Adobe hat in den letzten Tagen eine neue Version 7 des Acrobat Reader veröffentlicht:
http://www.adobe.de/products/acrobat/readstep2.html
Die neue Version ist wesentlich flotter als der Vorgänger.


----------



## Stalker2002 (26 Dezember 2004)

Ja, der 7er Reader ist im Vergleich zum Vorgänger ultra-flitzig.
Nur schade, das die aktuelle Version von Practicount noch nicht damit klarkommt.
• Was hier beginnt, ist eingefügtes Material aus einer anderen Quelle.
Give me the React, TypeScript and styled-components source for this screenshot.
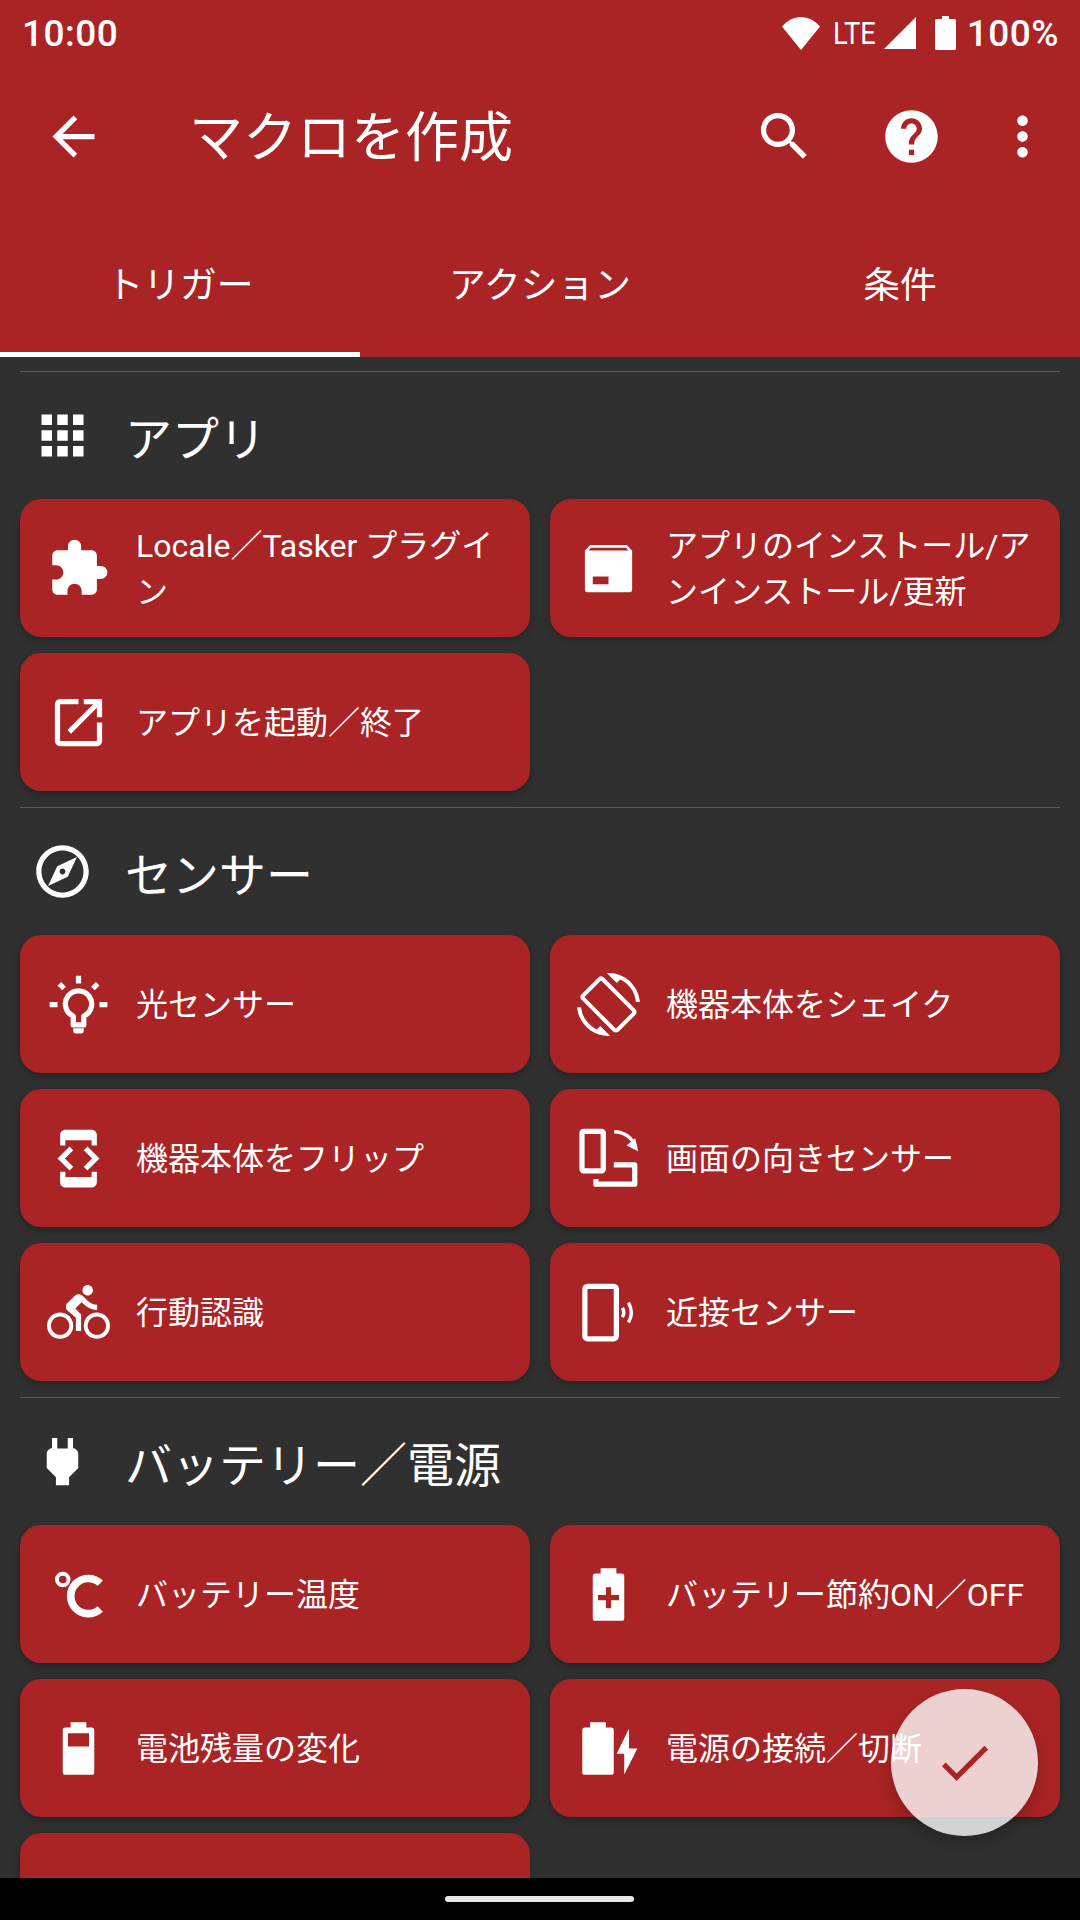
import React from 'react';
import styled, { createGlobalStyle } from 'styled-components';
import {
  MdApps,
  MdArrowBack,
  MdCheck,
  MdDeveloperMode,
  MdDirectionsBike,
  MdExtension,
  MdHelp,
  MdMoreVert,
  MdOpenInNew,
  MdOutlineExplore,
  MdPower,
  MdScreenRotation,
  MdSearch,
} from 'react-icons/md';

const RED = '#ab2425';
const FONT = 'Roboto, "Noto Sans CJK JP", sans-serif';

const GlobalStyle = createGlobalStyle`
  html, body {
    margin: 0;
    padding: 0;
    background: #000;
  }
  * {
    box-sizing: border-box;
  }
`;

const Screen = styled.div`
  position: relative;
  display: flex;
  flex-direction: column;
  width: 1080px;
  height: 1920px;
  overflow: hidden;
  background: #303030;
  color: #fff;
  font-family: ${FONT};
`;

const AppBar = styled.header`
  flex: none;
  height: 357px;
  background: ${RED};
`;

const StatusBar = styled.div`
  display: flex;
  align-items: center;
  justify-content: space-between;
  height: 66px;
  padding: 0 21px 0 22px;
  font-size: 37px;
  font-weight: 500;
`;

const ClockLabel = styled.span`
  letter-spacing: 0.5px;
`;

const StatusRight = styled.div`
  display: flex;
  align-items: center;
`;

const LteLabel = styled.span`
  width: 45px;
  margin: 0 6px 0 13px;
  font-size: 31px;
  font-weight: 400;
  line-height: 1;
  transform: scaleX(0.88);
  transform-origin: left center;
`;

const BatteryLabel = styled.span`
  margin-left: 11px;
  letter-spacing: 0.5px;
`;

const Toolbar = styled.div`
  display: flex;
  align-items: center;
  height: 140px;
  padding: 0 26px 0 42px;
`;

const Title = styled.h1`
  flex: 1;
  margin: 0 0 5px 84px;
  font-size: 54px;
  font-weight: 400;
`;

const ToolButton = styled.span<{ $gap?: number }>`
  display: flex;
  flex: none;
  width: 63px;
  height: 63px;
  margin-left: ${(p) => p.$gap ?? 0}px;
`;

const Tabs = styled.nav`
  display: grid;
  grid-template-columns: repeat(3, 360px);
  height: 151px;
`;

const Tab = styled.div<{ $active?: boolean }>`
  display: flex;
  align-items: center;
  justify-content: center;
  padding-top: 5px;
  font-size: 36.75px;
  border-bottom: 5px solid ${(p) => (p.$active ? '#fff' : 'transparent')};
`;

const Content = styled.main`
  flex: 1;
  overflow: hidden;
  padding: 14px 20px 0;
`;

const Section = styled.section`
  padding-bottom: 16px;
  border-top: 1px solid #5a5a5a;
`;

const SectionHeader = styled.div`
  display: flex;
  align-items: center;
  gap: 31px;
  height: 127px;
  padding-left: 11px;
`;

const SectionTitle = styled.h2`
  margin: 0;
  font-size: 47px;
  font-weight: 400;
`;

const CardGrid = styled.div`
  display: grid;
  grid-template-columns: repeat(2, 510px);
  grid-auto-rows: 138px;
  gap: 16px 20px;
`;

const Card = styled.div`
  display: flex;
  align-items: center;
  gap: 26px;
  padding: 0 20px 0 27px;
  border-radius: 21px;
  background: ${RED};
  box-shadow: 0 3px 7px rgba(0, 0, 0, 0.28);
`;

const CardLabel = styled.span`
  flex: 1;
  padding-top: 2px;
  font-size: 32px;
  line-height: 46px;
`;

const IconSlot = styled.span`
  display: flex;
  flex: none;
  width: 63px;
  height: 63px;
`;

const NavBar = styled.div`
  display: flex;
  flex: none;
  align-items: center;
  justify-content: center;
  height: 42px;
  background: #000;
`;

const NavPill = styled.div`
  width: 189px;
  height: 6px;
  margin-right: 2px;
  border-radius: 3px;
  background: #e8e8e8;
`;

const Fab = styled.button`
  position: absolute;
  right: 42px;
  bottom: 84px;
  display: flex;
  align-items: center;
  justify-content: center;
  width: 147px;
  height: 147px;
  padding: 0;
  border: 0;
  border-radius: 50%;
  color: ${RED};
  background: rgba(255, 255, 255, 0.79);
  box-shadow: 0 8px 16px rgba(0, 0, 0, 0.22);
`;

function Svg({ children }: { children: React.ReactNode }) {
  return (
    <svg width="63" height="63" viewBox="0 0 24 24" fill="#fff" fillRule="evenodd">
      {children}
    </svg>
  );
}

const BATTERY_BODY = 'M9 2h6v2h2a1 1 0 0 1 1 1v16a1 1 0 0 1-1 1H7a1 1 0 0 1-1-1V5a1 1 0 0 1 1-1h2V2z';

const PackageIcon = () => (
  <Svg>
    <path d="M5 3h14l2 2.2V20a1 1 0 0 1-1 1H4a1 1 0 0 1-1-1V5.2L5 3zM5.3 4.1l-.8 1h15l-.8-1H5.3zM6 15v3h6v-3H6z" />
  </Svg>
);

const BulbIcon = () => (
  <Svg>
    <path d="M11 1h2v3h-2zM1 11h3v2H1zM20 11h3v2h-3zM4 4.800l1.400-1.400 1.800 1.800-1.400 1.400zM16.800 5.200l1.800-1.800L20 4.800l-1.800 1.800zM10 21h4v1a1 1 0 0 1-1 1h-2a1 1 0 0 1-1-1z" />
    <path
      d="M10 16.400V19.800h4v-3.400a5 5 0 1 0-4 0z"
      fill="none"
      stroke="#fff"
      strokeWidth="2"
      strokeLinejoin="round"
    />
  </Svg>
);

const OrientationIcon = () => (
  <Svg>
    <g fill="none" stroke="#fff" strokeWidth="2" strokeLinejoin="round">
      <rect x="1.900" y="1.700" width="8.100" height="15" rx="0.600" />
      <path d="M14 14.400h8v7.400H7.200v-2" />
    </g>
    <path d="M14.200 1.800C18 1.800 21.400 4.300 22.400 8" fill="none" stroke="#fff" strokeWidth="1.300" />
    <path d="M23.300 9.200 18.900 7l3.300-2.700z" />
  </Svg>
);

const ProximityIcon = () => (
  <Svg>
    <rect x="3" y="2" width="12" height="20" rx="1" fill="none" stroke="#fff" strokeWidth="2" />
    <g fill="none" stroke="#fff" strokeWidth="1.300">
      <path d="M17.300 10.200a3.600 3.600 0 0 1 0 3.600" />
      <path d="M19.600 8.200a7.600 7.600 0 0 1 0 7.600" />
    </g>
  </Svg>
);

const CelsiusIcon = () => (
  <Svg>
    <g fill="none" stroke="#fff">
      <circle cx="6" cy="6.300" r="2.200" strokeWidth="1.500" />
      <path d="M20.300 7.700a6.700 6.700 0 1 0 0 9.800" strokeWidth="2.900" />
    </g>
  </Svg>
);

const BatteryLevelIcon = () => (
  <Svg>
    <path d={`${BATTERY_BODY}M8 6.200v5h8v-5H8z`} />
  </Svg>
);

const BatterySaverIcon = () => (
  <Svg>
    <path d={`${BATTERY_BODY}M11 9.200v3H8v2h3v3h2v-3h3v-2h-3v-3h-2z`} />
  </Svg>
);

const PowerConnectIcon = () => (
  <Svg>
    <path d="M5 2h6v2h2a1 1 0 0 1 1 1v16a1 1 0 0 1-1 1H3a1 1 0 0 1-1-1V5a1 1 0 0 1 1-1h2V2z" />
    <path d="M19.800 4.500 15.100 14H18v7.900L23 12h-3.200z" />
  </Svg>
);

const WifiStatus = () => (
  <svg width="38" height="33" viewBox="0 0 38 33" fill="#fff">
    <path d="M19 33 0 9.500C5 3.600 12 0 19 0s14 3.600 19 9.500z" />
  </svg>
);

const SignalStatus = () => (
  <svg width="32" height="32" viewBox="0 0 32 32" fill="#fff">
    <path d="M32 0v32H0z" />
  </svg>
);

const BatteryStatus = () => (
  <svg width="21" height="34" viewBox="0 0 21 34" fill="#fff" style={{ marginLeft: 19 }}>
    <path d="M7 0h7v3h5.500a1.500 1.500 0 0 1 1.500 1.500v28a1.500 1.500 0 0 1-1.500 1.500h-18A1.500 1.500 0 0 1 0 32.500v-28A1.500 1.500 0 0 1 1.500 3H7z" />
  </svg>
);

type Item = { icon?: React.ReactNode; label?: string };
type Group = { icon: React.ReactNode; title: string; items: Item[] };

const ICON = 63;

const GROUPS: Group[] = [
  {
    icon: <MdApps size={ICON} />,
    title: 'アプリ',
    items: [
      { icon: <MdExtension size={ICON} />, label: 'Locale／Tasker プラグイン' },
      { icon: <PackageIcon />, label: 'アプリのインストール/アンインストール/更新' },
      { icon: <MdOpenInNew size={ICON} />, label: 'アプリを起動／終了' },
    ],
  },
  {
    icon: <MdOutlineExplore size={ICON} />,
    title: 'センサー',
    items: [
      { icon: <BulbIcon />, label: '光センサー' },
      { icon: <MdScreenRotation size={ICON} />, label: '機器本体をシェイク' },
      { icon: <MdDeveloperMode size={ICON} />, label: '機器本体をフリップ' },
      { icon: <OrientationIcon />, label: '画面の向きセンサー' },
      { icon: <MdDirectionsBike size={ICON} />, label: '行動認識' },
      { icon: <ProximityIcon />, label: '近接センサー' },
    ],
  },
  {
    icon: <MdPower size={ICON} />,
    title: 'バッテリー／電源',
    items: [
      { icon: <CelsiusIcon />, label: 'バッテリー温度' },
      { icon: <BatterySaverIcon />, label: 'バッテリー節約ON／OFF' },
      { icon: <BatteryLevelIcon />, label: '電池残量の変化' },
      { icon: <PowerConnectIcon />, label: '電源の接続／切断' },
      {},
    ],
  },
];

export default function App() {
  return (
    <Screen>
      <GlobalStyle />
      <AppBar>
        <StatusBar>
          <ClockLabel>10:00</ClockLabel>
          <StatusRight>
            <WifiStatus />
            <LteLabel>LTE</LteLabel>
            <SignalStatus />
            <BatteryStatus />
            <BatteryLabel>100%</BatteryLabel>
          </StatusRight>
        </StatusBar>
        <Toolbar>
          <ToolButton>
            <MdArrowBack size={ICON} />
          </ToolButton>
          <Title>マクロを作成</Title>
          <ToolButton>
            <MdSearch size={ICON} />
          </ToolButton>
          <ToolButton $gap={64}>
            <MdHelp size={ICON} />
          </ToolButton>
          <ToolButton $gap={48}>
            <MdMoreVert size={ICON} />
          </ToolButton>
        </Toolbar>
        <Tabs>
          <Tab $active>トリガー</Tab>
          <Tab>アクション</Tab>
          <Tab>条件</Tab>
        </Tabs>
      </AppBar>
      <Content>
        {GROUPS.map((group) => (
          <Section key={group.title}>
            <SectionHeader>
              <IconSlot>{group.icon}</IconSlot>
              <SectionTitle>{group.title}</SectionTitle>
            </SectionHeader>
            <CardGrid>
              {group.items.map((item, i) => (
                <Card key={item.label ?? i}>
                  {item.icon && <IconSlot>{item.icon}</IconSlot>}
                  {item.label && <CardLabel>{item.label}</CardLabel>}
                </Card>
              ))}
            </CardGrid>
          </Section>
        ))}
      </Content>
      <NavBar>
        <NavPill />
      </NavBar>
      <Fab type="button">
        <MdCheck size={ICON} />
      </Fab>
    </Screen>
  );
}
So werde ich für den Büroeinsatz noch ein Weilchen auf den AR7 verzichten müssen.
Auf der Privatmühle tut er bereits seinen Dienst und wird von mir sehr geschätzt.

MfG
L.


----------



## IT-Schrauber (11 Januar 2005)

Nur mal so der Neugierde halber, wo gibts denn da nen Download der 7er Version? Die Downloadversion dort ist laut Website immer noch die 6.01 und auch die heruntergeladene Datei heisst so 
 :bigcry:


----------



## Anonymous (11 Januar 2005)

IT-Schrauber schrieb:
			
		

> Die Downloadversion dort ist laut Website immer noch die 6.01 und auch die heruntergeladene Datei heisst so
> :bigcry:


Liegt vielleicht an deinem Betriebssystem. Es gibt noch nicht für alle BS die 7er Version.


----------



## technofreak (11 Januar 2005)

http://www.adobe.de/products/acrobat/readstep2.html

da wird nach Anwahl der Plattform und  Sprache zunächst mal eine 522 kB große setup-datei
angeboten: Adbrdr 70_DLM-deu_full.exe 

wenn man die startet , wird der eigentliche download angestoßen (ca 28 MB)


----------